Friday, December 19, 2008

Potty Mouth

Eliot's vocabulary is exploding. He is able to repeat nearly every word you can throw at him. Except Supercalifragilisticexpialidocious. I tried. He's saying things like 'cinnamon,' 'don't like it,' and 'please wash it'. He will even say, 'I'm mad,' before falling apart in a tantrum.

So of course, we have had to be a bit more careful when it comes to some of the more colorful language we like to use. And I'm sorry, but I really enjoy swearing. Yes, it is easy, and juvenile, and sometimes small-minded. But it is part of my vernacular, and I'm finding it somewhat difficult to completely drop it. And spelling things like, "D-a-m-m-i-t, I am so mother f-u-c-k-i-n-g p-i-s-s-e-d'ed," just doesn't have the same effect. So yes, Eliot has repeated some of the tougher words found in the English language. And yes, it was funny, but not something I would encourage.

But what's really funny are the unintentional mis-steps.

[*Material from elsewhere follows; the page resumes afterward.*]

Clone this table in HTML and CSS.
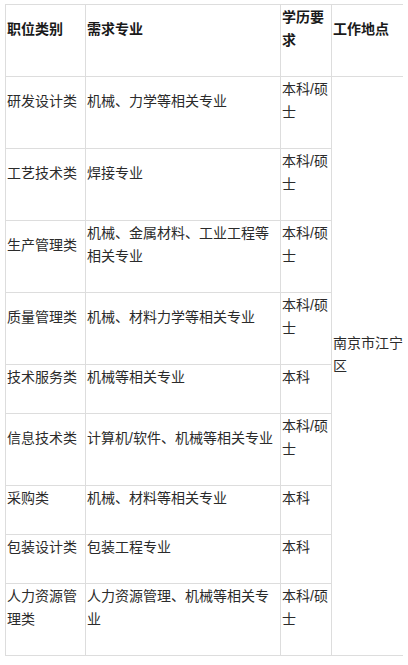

Words like dump truck and sit are common examples of words children tend to mispronounce to hilarious effect. For Eliot, that word is popsicle, pronounced, Pop-asshole. Or more like POP-ASSHOLE! POP-ASSHOLE! PLEEEEEEEAAAAASE!

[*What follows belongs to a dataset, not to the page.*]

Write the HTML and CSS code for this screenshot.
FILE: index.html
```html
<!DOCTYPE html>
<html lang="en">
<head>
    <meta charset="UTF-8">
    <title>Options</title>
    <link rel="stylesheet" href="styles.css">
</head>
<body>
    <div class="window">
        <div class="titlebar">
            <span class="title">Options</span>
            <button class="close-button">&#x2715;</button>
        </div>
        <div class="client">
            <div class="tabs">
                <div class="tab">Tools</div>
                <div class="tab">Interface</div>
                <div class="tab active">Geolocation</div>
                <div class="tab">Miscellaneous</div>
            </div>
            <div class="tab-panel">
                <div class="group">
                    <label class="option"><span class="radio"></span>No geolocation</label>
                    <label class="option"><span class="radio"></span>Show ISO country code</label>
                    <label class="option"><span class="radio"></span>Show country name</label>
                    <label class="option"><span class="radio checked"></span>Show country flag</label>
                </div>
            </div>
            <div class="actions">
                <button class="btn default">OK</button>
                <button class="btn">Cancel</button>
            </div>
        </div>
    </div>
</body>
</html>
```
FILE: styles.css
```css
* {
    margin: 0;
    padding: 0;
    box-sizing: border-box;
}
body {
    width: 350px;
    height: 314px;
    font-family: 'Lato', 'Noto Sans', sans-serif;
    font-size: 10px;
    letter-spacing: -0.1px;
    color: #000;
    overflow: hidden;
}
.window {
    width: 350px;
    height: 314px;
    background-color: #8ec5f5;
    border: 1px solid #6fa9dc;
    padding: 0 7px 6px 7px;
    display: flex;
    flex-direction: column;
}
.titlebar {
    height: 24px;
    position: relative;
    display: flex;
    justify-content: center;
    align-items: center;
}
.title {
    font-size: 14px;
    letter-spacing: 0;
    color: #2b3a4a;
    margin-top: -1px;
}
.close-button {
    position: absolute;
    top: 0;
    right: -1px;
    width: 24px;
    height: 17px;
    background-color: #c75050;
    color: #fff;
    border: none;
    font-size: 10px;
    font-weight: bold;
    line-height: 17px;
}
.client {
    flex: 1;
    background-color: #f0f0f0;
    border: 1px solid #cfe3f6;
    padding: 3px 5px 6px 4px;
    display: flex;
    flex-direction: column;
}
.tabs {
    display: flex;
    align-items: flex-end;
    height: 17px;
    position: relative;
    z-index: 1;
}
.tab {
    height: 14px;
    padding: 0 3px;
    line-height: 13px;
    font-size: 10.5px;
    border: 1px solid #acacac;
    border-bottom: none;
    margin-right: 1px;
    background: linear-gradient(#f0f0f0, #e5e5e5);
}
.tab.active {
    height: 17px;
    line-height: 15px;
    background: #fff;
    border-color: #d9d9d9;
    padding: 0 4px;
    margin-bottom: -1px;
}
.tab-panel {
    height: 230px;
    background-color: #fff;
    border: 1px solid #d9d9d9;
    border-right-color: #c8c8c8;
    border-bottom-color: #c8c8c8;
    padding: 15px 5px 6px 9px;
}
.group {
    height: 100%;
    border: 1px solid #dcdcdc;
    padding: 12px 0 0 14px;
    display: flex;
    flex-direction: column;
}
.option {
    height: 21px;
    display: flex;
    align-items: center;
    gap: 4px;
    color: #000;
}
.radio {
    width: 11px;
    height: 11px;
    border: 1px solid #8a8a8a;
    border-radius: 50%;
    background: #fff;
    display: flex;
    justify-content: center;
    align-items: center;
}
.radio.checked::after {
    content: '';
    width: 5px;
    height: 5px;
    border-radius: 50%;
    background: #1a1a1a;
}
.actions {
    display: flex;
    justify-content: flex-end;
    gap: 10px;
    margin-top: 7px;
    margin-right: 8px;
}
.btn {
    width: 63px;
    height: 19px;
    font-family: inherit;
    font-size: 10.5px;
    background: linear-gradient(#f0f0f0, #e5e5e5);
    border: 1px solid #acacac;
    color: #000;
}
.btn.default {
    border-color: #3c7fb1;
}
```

When we were in Pennsylvania, the only thing he would eat was popsicles due to his double ear /throat infection. If you are familiar with my sick child policy, you know that all bets are off when 104 degree temperatures start a raging, so I happily obliged all requests. And were there ever so many. Did I mention that my entire extended family of in-laws was present for Mr. Potty-Mouth's pop-asshole demands?

To top it all off, we call my grandfather Pop. And Pop is the king of the trash mouth. He uses the phrase 'son-of-a-bitch' as an exclamation (SON of a BITCH!), as a noun (He's a son of a bitch), an adjective (This son of a bitchin' stove), and a verb (I son of a bitched him). Pop is the king of the swear, and he taught us all quite well, so it is only fitting that his image is conjured up every time Eliot demands a frozen treat.